東京大学は、膵がんから血液中に放出された細胞外小胞には接着因子が高発現しており、同因子を介して膵がん由来の細胞外小胞体が脂肪細胞内に取り込まれることで、脂肪分解が起こることを明らかにした。
東京大学は2022年10月31日、膵がんから血液中に放出された細胞外小胞には、脂肪細胞との接着に重要な接着因子が高発現していることを明らかにした。この接着因子を介して、膵がん由来の細胞外小胞体が脂肪細胞内に取り込まれることで、脂肪分解が起こることが分かった。
膵がんでは、がん病巣が局所にとどまっている早期から体重減少が見られる。局所の病巣が全身に影響を与える要因として、研究グループは細胞から血液中に放出される細胞外小胞に着目した。
まず、ヒト膵がん細胞の培養上清から単離した細胞外小胞を用いて実験した。その結果、脂肪分解を引き起こす膵がん細胞由来の細胞外小胞には、脂肪細胞との結合に重要な接着分子インテグリンα6(ITGA6)、β1(ITGB1)が高発現しており、これらの分子を介して脂肪細胞に取り込まれた細胞外小胞が脂肪の分解に関与していることが示唆された。ITGB1をノックアウトした膵がん細胞由来の細胞外小胞は、脂肪細胞に接着しないことを電子顕微鏡観察により確認している。
実際に膵がん患者の血液中には、インテグリンを高発現する細胞外小胞が多く存在するのかを調べるため、血液中に含まれているさまざまな細胞由来の細胞外小胞から、膵がん由来の細胞外小胞だけを特異的に単離解析する手法を開発した。膵がんの血清マーカーとして使用される糖鎖抗原CA19-9を用いて、免疫沈降法により膵がん細胞由来の細胞外小胞のみを単離濃縮する。

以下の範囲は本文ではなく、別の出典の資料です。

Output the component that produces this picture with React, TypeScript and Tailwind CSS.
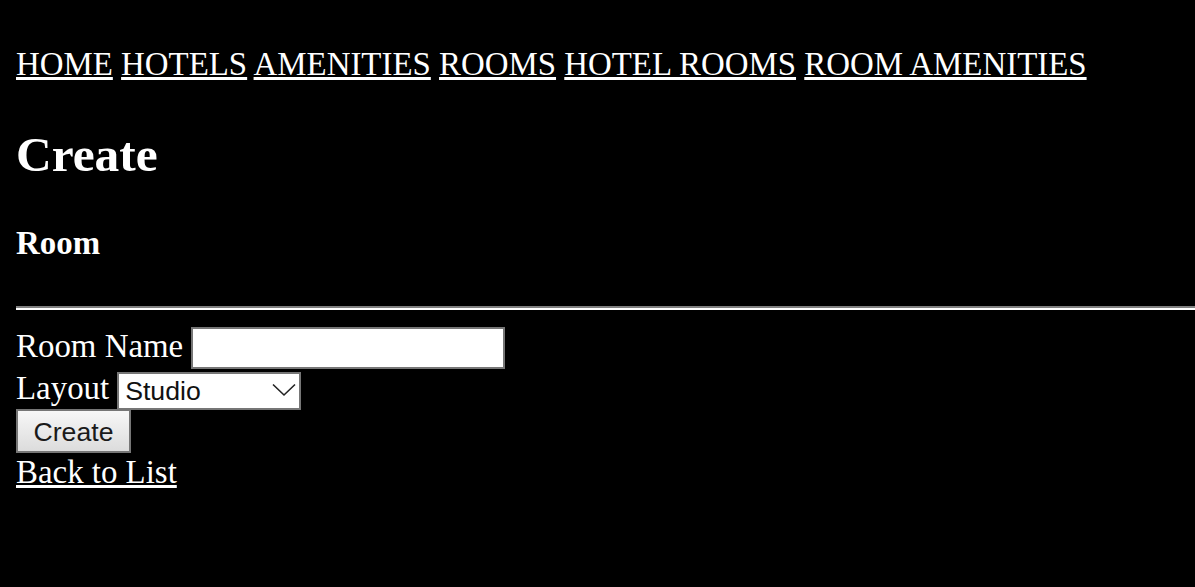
import { useState } from 'react';

const navLinks = ['HOME', 'HOTELS', 'AMENITIES', 'ROOMS', 'HOTEL ROOMS', 'ROOM AMENITIES'];

export default function App() {
  const [name, setName] = useState('');
  const [layout, setLayout] = useState('Studio');

  return (
    <div className="min-h-screen bg-black text-white font-['Liberation_Serif',serif] text-[32.9px] leading-[37px] pl-4 pt-[46px]">
      <nav className="whitespace-nowrap">
        {navLinks.map((l, i) => (
          <span key={l}>
            <a href="#" className="underline">{l}</a>
            {i < navLinks.length - 1 ? ' ' : ''}
          </span>
        ))}
      </nav>

      <h1 className="mt-[44px] text-[49.4px] font-bold leading-[55px]">Create</h1>
      <h4 className="mt-[43px] text-[32.9px] font-bold leading-[37px]">Room</h4>
      <hr className="mt-[44px] border-0 border-t-2 border-b-2 border-t-[#808080] border-b-white" />

      <form className="mt-4" onSubmit={(e) => e.preventDefault()}>
        <div className="flex items-start gap-2 h-[45px]">
          <label className="mt-[2px]">Room Name</label>
          <input
            value={name}
            onChange={(e) => setName(e.target.value)}
            className="mt-px h-[42px] w-[314px] border-2 border-[#767676] bg-white text-black font-['Liberation_Sans',sans-serif] text-[26px] px-1 outline-none"
          />
        </div>
        <div className="flex items-start gap-2 h-[38px]">
          <label className="-mt-px">Layout</label>
          <div className="relative">
            <select
              value={layout}
              onChange={(e) => setLayout(e.target.value)}
              className="appearance-none h-[38px] w-[184px] border-2 border-[#767676] bg-white text-[#111] font-['Liberation_Sans',sans-serif] text-[26.67px] leading-[normal] pl-[6px] outline-none"
            >
              <option>Studio</option>
              <option>One Bedroom</option>
              <option>Two Bedroom</option>
            </select>
            <svg className="pointer-events-none absolute left-[155px] top-[12px]" width="24" height="14" viewBox="0 0 24 14" fill="none">
              <path d="M1 1.5L12 12L23 1.5" stroke="#222" strokeWidth="1.6" />
            </svg>
          </div>
        </div>
        <div className="h-[45px]">
          <button
            type="submit"
            className="h-[44px] w-[115px] pt-[2px] border-2 border-[#767676] bg-gradient-to-b from-[#f7f7f7] to-[#dcdcdc] text-[#1a1a1a] font-['Liberation_Sans',sans-serif] text-[26.67px] leading-[normal]"
          >
            Create
          </button>
        </div>
        <a href="#" className="underline">Back to List</a>
      </form>
    </div>
  );
}
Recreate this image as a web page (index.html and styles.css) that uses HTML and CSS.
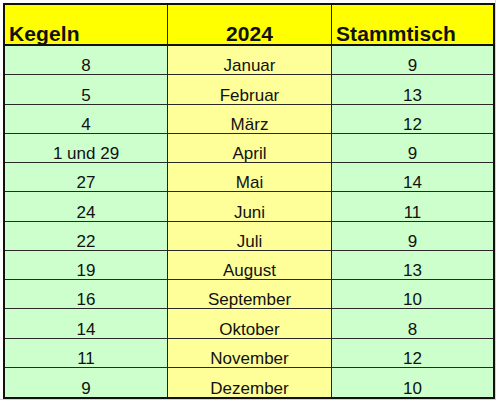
FILE: index.html
```html
<!DOCTYPE html>
<html lang="de">
<head>
<meta charset="utf-8">
<title>Kegeln 2024 Stammtisch</title>
<link rel="stylesheet" href="styles.css">
</head>
<body>
<div class="sheet">
  <div class="table">
    <div class="cell head left">Kegeln</div>
    <div class="cell head center">2024</div>
    <div class="cell head left last">Stammtisch</div>

    <div class="cell green">8</div><div class="cell yellow">Januar</div><div class="cell green last">9</div>
    <div class="cell green">5</div><div class="cell yellow">Februar</div><div class="cell green last">13</div>
    <div class="cell green">4</div><div class="cell yellow">März</div><div class="cell green last">12</div>
    <div class="cell green">1 und 29</div><div class="cell yellow">April</div><div class="cell green last">9</div>
    <div class="cell green">27</div><div class="cell yellow">Mai</div><div class="cell green last">14</div>
    <div class="cell green">24</div><div class="cell yellow">Juni</div><div class="cell green last">11</div>
    <div class="cell green">22</div><div class="cell yellow">Juli</div><div class="cell green last">9</div>
    <div class="cell green">19</div><div class="cell yellow">August</div><div class="cell green last">13</div>
    <div class="cell green">16</div><div class="cell yellow">September</div><div class="cell green last">10</div>
    <div class="cell green">14</div><div class="cell yellow">Oktober</div><div class="cell green last">8</div>
    <div class="cell green">11</div><div class="cell yellow">November</div><div class="cell green last">12</div>
    <div class="cell green bottom">9</div><div class="cell yellow bottom">Dezember</div><div class="cell green last bottom">10</div>
  </div>
</div>
</body>
</html>
```
FILE: styles.css
```css
html, body {
  margin: 0;
  padding: 0;
  background: #ffffff;
}
body {
  font-family: "Liberation Sans", Arial, sans-serif;
  color: #000;
}
.sheet {
  width: 496px;
  height: 400px;
  border-right: 1px solid #d4d4d4;
  border-bottom: 1px solid #d4d4d4;
  padding: 3px 0 0 3px;
  box-sizing: border-box;
}
.table {
  width: 492px;
  height: 396px;
  box-sizing: border-box;
  border: 2px solid #111;
  display: grid;
  grid-template-columns: 163px 164px 161px;
  grid-template-rows: 41px repeat(12, 1fr);
}
.cell {
  display: flex;
  align-items: flex-end;
  justify-content: center;
  box-sizing: border-box;
  border-right: 1px solid #222;
  border-bottom: 1px solid #2a2a2a;
  font-size: 17px;
  line-height: 17px;
  padding-bottom: 0;
  color: #111;
  white-space: nowrap;
}
.cell.last {
  border-right: none;
}
.cell.bottom {
  border-bottom: none;
}
.head {
  background: #ffff00;
  font-weight: bold;
  font-size: 21px;
  line-height: 21px;
  border-bottom: 2px solid #111;
  padding-bottom: 0;
  letter-spacing: 0.1px;
}
.head.left {
  justify-content: flex-start;
  padding-left: 4px;
}
.green {
  background: #ccffcc;
}
.yellow {
  background: #ffff99;
}
```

この手法を用いて、膵がん由来の細胞外小胞を解析したところ、血液中の細胞外小胞を一括で解析した場合と比べて、ITGA1、ITGB6を高発現する細胞外小胞の割合が高いことが確認された。
今回の結果は、膵がんにおける体重減少やがん悪液質の機序の一端を解明した研究であり、新たながん支持療法の開発につながることが期待される。